Reducing the issue to simply passing legislation that facilitates registration and trying to lure unregistered enterprises with incentives won’t work, precisely because the two economies are entangled and interdependent.
Many researchers have criticized aspects of the formal and informal economies for their role in reproducing the difficult working conditions of ordinary people who fall into the “informal” category.
In a 2015 paper titled ‘understanding informality’, sociology professor Lila Grunwald explains that the main criticism of this dichotomy is that it does not recognize the living conditions of those who work informally, and that they resort to this work out of necessity. Without this informality these people would be unable to access an income and security, even though the income is unstable and the security is temporary.

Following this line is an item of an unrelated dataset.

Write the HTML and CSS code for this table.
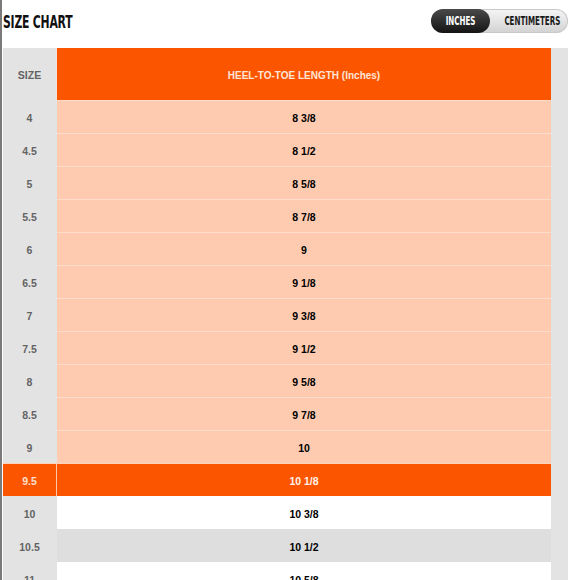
FILE: index.html
```html
<!DOCTYPE html>
<html>
<head>
<meta charset="utf-8">
<link rel="stylesheet" href="styles.css">
</head>
<body>
<div class="page">
  <div class="topbar">
    <h1 class="title">SIZE CHART</h1>
    <div class="toggle">
      <span class="opt active"><span class="lbl">INCHES</span></span>
      <span class="opt"><span class="lbl">CENTIMETERS</span></span>
    </div>
  </div>
  <div class="chart">
    <div class="row head">
      <div class="size">SIZE</div>
      <div class="val">HEEL-TO-TOE LENGTH (Inches)</div>
    </div>
    <div class="row peach"><div class="size">4</div><div class="val">8 3/8</div></div>
    <div class="row peach"><div class="size">4.5</div><div class="val">8 1/2</div></div>
    <div class="row peach"><div class="size">5</div><div class="val">8 5/8</div></div>
    <div class="row peach"><div class="size">5.5</div><div class="val">8 7/8</div></div>
    <div class="row peach"><div class="size">6</div><div class="val">9</div></div>
    <div class="row peach"><div class="size">6.5</div><div class="val">9 1/8</div></div>
    <div class="row peach"><div class="size">7</div><div class="val">9 3/8</div></div>
    <div class="row peach"><div class="size">7.5</div><div class="val">9 1/2</div></div>
    <div class="row peach"><div class="size">8</div><div class="val">9 5/8</div></div>
    <div class="row peach"><div class="size">8.5</div><div class="val">9 7/8</div></div>
    <div class="row peach"><div class="size">9</div><div class="val">10</div></div>
    <div class="row current"><div class="size">9.5</div><div class="val">10 1/8</div></div>
    <div class="row white"><div class="size">10</div><div class="val">10 3/8</div></div>
    <div class="row grey"><div class="size">10.5</div><div class="val">10 1/2</div></div>
    <div class="row white"><div class="size">11</div><div class="val">10 5/8</div></div>
  </div>
</div>
</body>
</html>
```
FILE: styles.css
```css
html, body {
  margin: 0;
  padding: 0;
  background: #fff;
  height: 580px;
  overflow: hidden;
}
.page {
  border-left: 2px solid #7a7a7a;
  padding-left: 1px;
  height: 580px;
  font-family: "Liberation Sans", Arial, sans-serif;
}
.topbar {
  display: flex;
  justify-content: space-between;
  align-items: flex-start;
  height: 48px;
  width: 565px;
}
.title {
  margin: 12px 0 0 0;
  font-family: "DejaVu Sans Condensed", "DejaVu Sans", sans-serif;
  font-weight: bold;
  font-size: 18.5px;
  line-height: 20px;
  color: #111;
  letter-spacing: -0.3px;
  transform: scaleX(0.65);
  transform-origin: left center;
  white-space: nowrap;
}
.toggle {
  margin-top: 9px;
  display: flex;
  height: 24px;
  width: 137px;
  border-radius: 12px;
  background: linear-gradient(#f6f6f6, #d2d2d2);
  box-shadow: inset 0 0 0 1px #c8c8c8;
}
.opt {
  display: flex;
  align-items: center;
  justify-content: center;
  font-family: "DejaVu Sans Condensed", "DejaVu Sans", sans-serif;
  font-weight: bold;
  font-size: 12px;
  color: #1a1a1a;
  flex: 1;
  white-space: nowrap;
  overflow: visible;
}
.lbl {
  display: inline-block;
  transform: scaleX(0.66);
}
.opt.active {
  flex: 0 0 59px;
  border-radius: 12px;
  background: linear-gradient(#4a4a4a, #141414);
  color: #fff;
}
.chart {
  width: 565px;
  background: #e3e3e3;
  font-weight: bold;
  font-size: 10.5px;
}
.row {
  display: grid;
  grid-template-columns: 53px 495px;
  height: 33px;
}
.row .size {
  display: flex;
  align-items: center;
  justify-content: center;
  color: #636363;
  font-size: 10.5px;
  padding-top: 2px;
}
.row .val {
  display: flex;
  align-items: center;
  justify-content: center;
  color: #000;
  margin-left: 1px;
  padding-top: 2px;
}
.row.head {
  height: 52px;
}
.row.head .val {
  background: #fc5500;
  color: #fde6d8;
  font-size: 10px;
  border-left: 1px solid #f4e2d8;
  margin-left: 0;
}
.row.peach .val {
  background: #fecbb0;
  border-top: 1px solid #fddccb;
}
.row.current .size {
  background: #fc5500;
  color: #fde0cc;
  border-top: 1px solid #fdd2bb;
}
.row.current .val {
  background: #fc5500;
  color: #fff3ea;
  border-top: 1px solid #fdd2bb;
  border-left: 1px solid #fbc7aa;
  margin-left: 0;
}
.row.white .val {
  background: #fff;
}
.row.grey .val {
  background: #dedede;
}
```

The binary approach helps create a perception that people working in the informal sector have deviated from some “natural” path. Accordingly, informality becomes a stigma which allows for people in more privileged positions to use force or incentives in their dealings with them.
“The issue of trying to merge the informal with the formal is that it’s an artificial construct, and is phrased in a legal and procedural manner that does not look at reality,” says Amr Adly, a political economist at the American University in Cairo.
Why go after the street vendor?
“The most distinguishing feature of the informal economy is that most of its activities are micro transactions, with low-value products being exchanged for self-employment,” says Adly. He adds that the low value of these goods renders their revenues insignificant for the government.
Official statistics show that most of the businesses in Egypt are micro and small enterprises. For example, in Cairo, 94.28% of enterprises employ a range of 1 to 5 people, and 23% of those employ just one person, according to the 2017 population count.
In Adly’s view, informality is a symptom of economic backwardness, not one of its causes. He says legalization comes naturally as small enterprises expand and increasingly need the state to play a role in regulating business interactions with parties outside of personal circles, which typically characterize their base, as well as to provide financing for growth.
Adly says one of the main reasons the state wants to legalize these enterprises is to tax them. “The traditional method of tax collection is through indirect taxes of small enterprises and direct taxes of larger enterprises that generate high revenues,” he says.
“As for pursuing a street vendor to collect five pounds, it’s laughable.”